On anather note, the 12 cylinder Jags are magnificant, smooth and powerful units that are engineering tour de force. The cost of overhaul or head work among other factors make V8 replacement practical. Since the market for used V12s is not very good due to relativily high availability, complexity and engine inaccessibility that produce high maintenance costs. The situation is quite different. I still prefer and recommend staying with the Jaguar engine if you can bear the tariff. I would also recommend getting a Corvette if you want a Chevy V8. I hope that this discussion thouroughly confuses the Johns V8 conversion issue.

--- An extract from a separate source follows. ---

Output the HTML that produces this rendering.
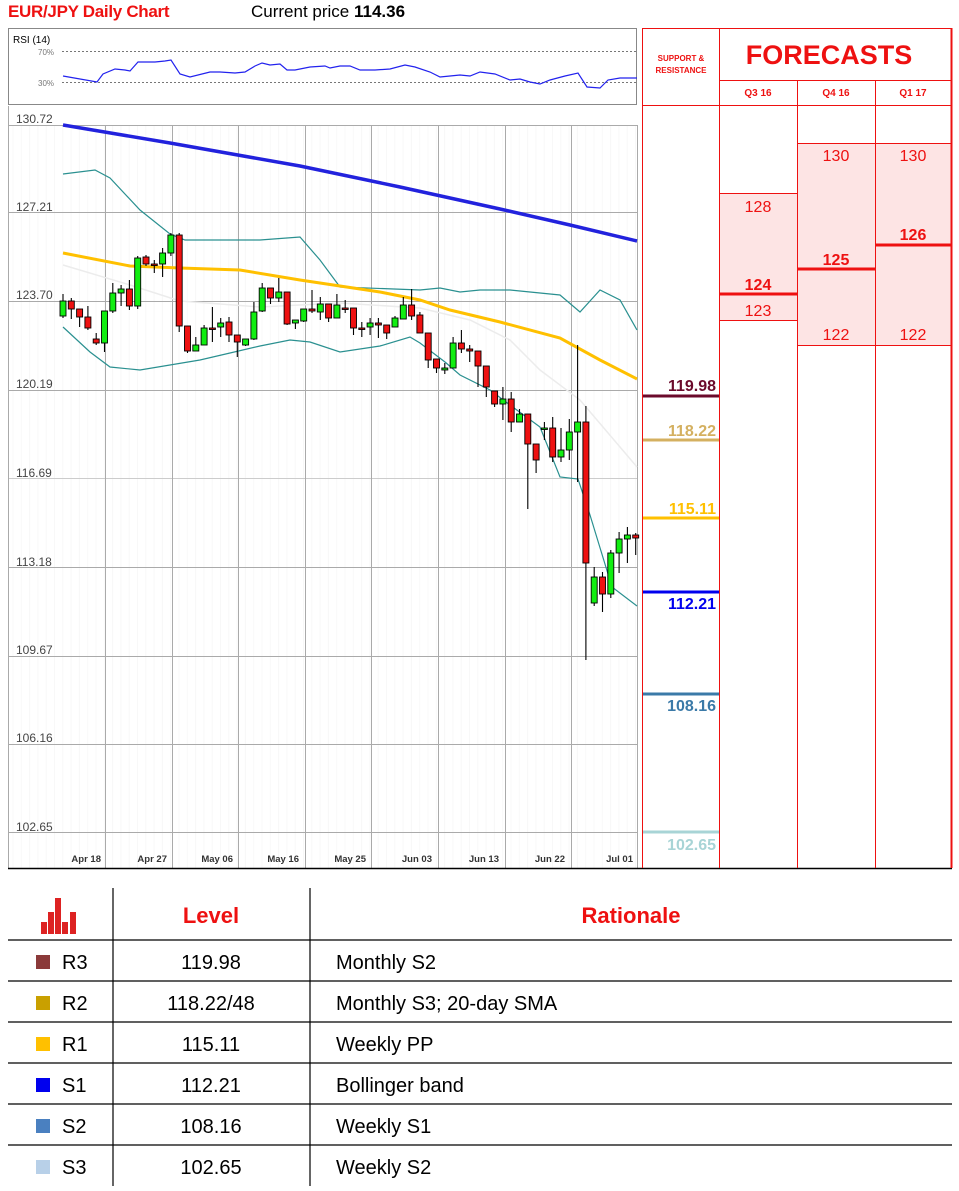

Pureism and authenticity aside, long live the 4.2 liter XK engine!!

spit_head
12-02-2004, 11:19 PM
Why build up a stock 280 + Hp Jag. and want to compare it to a 180 to 210 Hp american anchor??? /ubbthreads/images/graemlins/hammer.gif

J. Christian
12-03-2004, 06:43 PM
I had been considering a transplant for my 1979 XJ6 (actually, that was the reason I bought it in the first place), but on further reflection, have decided to keep the Jag powerplant for exactly the reasons pointed out above. If it were a 12 cylinder in need of an overhaul, I might reconsider, but I have over 100,000 miles on mine, and after a tune up, it is plenty strong. The only change that I might make is to switch from the troublesome EFI to carbs.
I would also like to point out that this thread has been active for almost three years!! There are obviously people that feel quite strongly about both sides!